---------- Information provided ----------

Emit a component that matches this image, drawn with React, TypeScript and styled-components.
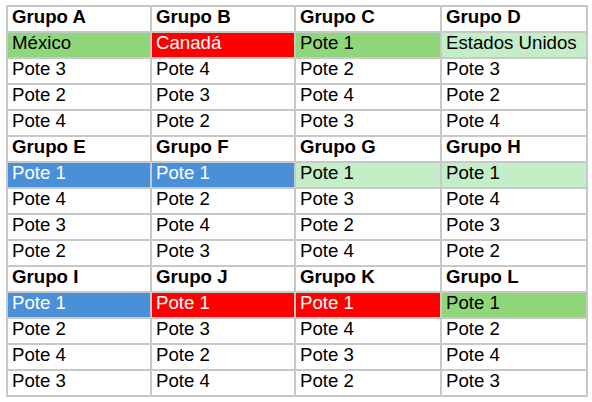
import React from "react";
import styled, { createGlobalStyle } from "styled-components";

const Global = createGlobalStyle`
  html, body { margin: 0; padding: 0; background: #ffffff; }
  body { font-family: "Liberation Sans", Arial, sans-serif; }
`;

const Page = styled.div`
  padding: 5px 0 0 6px;
`;

const Grid = styled.div`
  display: grid;
  grid-template-columns: 142px 142px 144px 144px;
  grid-auto-rows: 24px;
  gap: 2px;
  padding: 2px;
  background: #c8c8c8;
  width: max-content;
`;

type Tone = "none" | "green" | "light" | "blue" | "red";

const bg: Record<Tone, string> = {
  none: "#ffffff",
  green: "#8fd77a",
  light: "#c3eec8",
  blue: "#4a90d9",
  red: "#ff0000",
};

const fg: Record<Tone, string> = {
  none: "#000000",
  green: "#000000",
  light: "#000000",
  blue: "#ffffff",
  red: "#ffffff",
};

const Cell = styled.div<{ $tone: Tone; $head?: boolean }>`
  display: flex;
  align-items: center;
  padding: 0 4px 4px;
  font-size: 14pt;
  line-height: 1;
  font-weight: ${(p) => (p.$head ? 700 : 400)};
  background: ${(p) => bg[p.$tone]};
  color: ${(p) => fg[p.$tone]};
  white-space: nowrap;
  overflow: hidden;
`;

type Block = {
  heads: string[];
  first: [string, Tone][];
  rest: string[][];
};

const blocks: Block[] = [
  {
    heads: ["Grupo A", "Grupo B", "Grupo C", "Grupo D"],
    first: [
      ["México", "green"],
      ["Canadá", "red"],
      ["Pote 1", "green"],
      ["Estados Unidos", "light"],
    ],
    rest: [
      ["Pote 3", "Pote 4", "Pote 2", "Pote 3"],
      ["Pote 2", "Pote 3", "Pote 4", "Pote 2"],
      ["Pote 4", "Pote 2", "Pote 3", "Pote 4"],
    ],
  },
  {
    heads: ["Grupo E", "Grupo F", "Grupo G", "Grupo H"],
    first: [
      ["Pote 1", "blue"],
      ["Pote 1", "blue"],
      ["Pote 1", "light"],
      ["Pote 1", "light"],
    ],
    rest: [
      ["Pote 4", "Pote 2", "Pote 3", "Pote 4"],
      ["Pote 3", "Pote 4", "Pote 2", "Pote 3"],
      ["Pote 2", "Pote 3", "Pote 4", "Pote 2"],
    ],
  },
  {
    heads: ["Grupo I", "Grupo J", "Grupo K", "Grupo L"],
    first: [
      ["Pote 1", "blue"],
      ["Pote 1", "red"],
      ["Pote 1", "red"],
      ["Pote 1", "green"],
    ],
    rest: [
      ["Pote 2", "Pote 3", "Pote 4", "Pote 2"],
      ["Pote 4", "Pote 2", "Pote 3", "Pote 4"],
      ["Pote 3", "Pote 4", "Pote 2", "Pote 3"],
    ],
  },
];

export default function App() {
  return (
    <>
      <Global />
      <Page>
        <Grid>
          {blocks.map((b, bi) => (
            <React.Fragment key={bi}>
              {b.heads.map((h) => (
                <Cell key={h} $tone="none" $head>
                  {h}
                </Cell>
              ))}
              {b.first.map(([t, tone], i) => (
                <Cell key={`f${i}`} $tone={tone}>
                  {t}
                </Cell>
              ))}
              {b.rest.map((row, ri) =>
                row.map((t, ci) => (
                  <Cell key={`r${ri}-${ci}`} $tone="none">
                    {t}
                  </Cell>
                ))
              )}
            </React.Fragment>
          ))}
        </Grid>
      </Page>
    </>
  );
}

----------

Reproduce the whole listing exactly, but not the images in it.

Solution to the exercise:
Emit a component that matches this image, drawn with React, TypeScript and styled-components.
import React from "react";
import styled, { createGlobalStyle } from "styled-components";

const Global = createGlobalStyle`
  html, body { margin: 0; padding: 0; background: #ffffff; }
  body { font-family: "Liberation Sans", Arial, sans-serif; }
`;

const Page = styled.div`
  padding: 5px 0 0 6px;
`;

const Grid = styled.div`
  display: grid;
  grid-template-columns: 142px 142px 144px 144px;
  grid-auto-rows: 24px;
  gap: 2px;
  padding: 2px;
  background: #c8c8c8;
  width: max-content;
`;

type Tone = "none" | "green" | "light" | "blue" | "red";

const bg: Record<Tone, string> = {
  none: "#ffffff",
  green: "#8fd77a",
  light: "#c3eec8",
  blue: "#4a90d9",
  red: "#ff0000",
};

const fg: Record<Tone, string> = {
  none: "#000000",
  green: "#000000",
  light: "#000000",
  blue: "#ffffff",
  red: "#ffffff",
};

const Cell = styled.div<{ $tone: Tone; $head?: boolean }>`
  display: flex;
  align-items: center;
  padding: 0 4px 4px;
  font-size: 14pt;
  line-height: 1;
  font-weight: ${(p) => (p.$head ? 700 : 400)};
  background: ${(p) => bg[p.$tone]};
  color: ${(p) => fg[p.$tone]};
  white-space: nowrap;
  overflow: hidden;
`;

type Block = {
  heads: string[];
  first: [string, Tone][];
  rest: string[][];
};

const blocks: Block[] = [
  {
    heads: ["Grupo A", "Grupo B", "Grupo C", "Grupo D"],
    first: [
      ["México", "green"],
      ["Canadá", "red"],
      ["Pote 1", "green"],
      ["Estados Unidos", "light"],
    ],
    rest: [
      ["Pote 3", "Pote 4", "Pote 2", "Pote 3"],
      ["Pote 2", "Pote 3", "Pote 4", "Pote 2"],
      ["Pote 4", "Pote 2", "Pote 3", "Pote 4"],
    ],
  },
  {
    heads: ["Grupo E", "Grupo F", "Grupo G", "Grupo H"],
    first: [
      ["Pote 1", "blue"],
      ["Pote 1", "blue"],
      ["Pote 1", "light"],
      ["Pote 1", "light"],
    ],
    rest: [
      ["Pote 4", "Pote 2", "Pote 3", "Pote 4"],
      ["Pote 3", "Pote 4", "Pote 2", "Pote 3"],
      ["Pote 2", "Pote 3", "Pote 4", "Pote 2"],
    ],
  },
  {
    heads: ["Grupo I", "Grupo J", "Grupo K", "Grupo L"],
    first: [
      ["Pote 1", "blue"],
      ["Pote 1", "red"],
      ["Pote 1", "red"],
      ["Pote 1", "green"],
    ],
    rest: [
      ["Pote 2", "Pote 3", "Pote 4", "Pote 2"],
      ["Pote 4", "Pote 2", "Pote 3", "Pote 4"],
      ["Pote 3", "Pote 4", "Pote 2", "Pote 3"],
    ],
  },
];

export default function App() {
  return (
    <>
      <Global />
      <Page>
        <Grid>
          {blocks.map((b, bi) => (
            <React.Fragment key={bi}>
              {b.heads.map((h) => (
                <Cell key={h} $tone="none" $head>
                  {h}
                </Cell>
              ))}
              {b.first.map(([t, tone], i) => (
                <Cell key={`f${i}`} $tone={tone}>
                  {t}
                </Cell>
              ))}
              {b.rest.map((row, ri) =>
                row.map((t, ci) => (
                  <Cell key={`r${ri}-${ci}`} $tone="none">
                    {t}
                  </Cell>
                ))
              )}
            </React.Fragment>
          ))}
        </Grid>
      </Page>
    </>
  );
}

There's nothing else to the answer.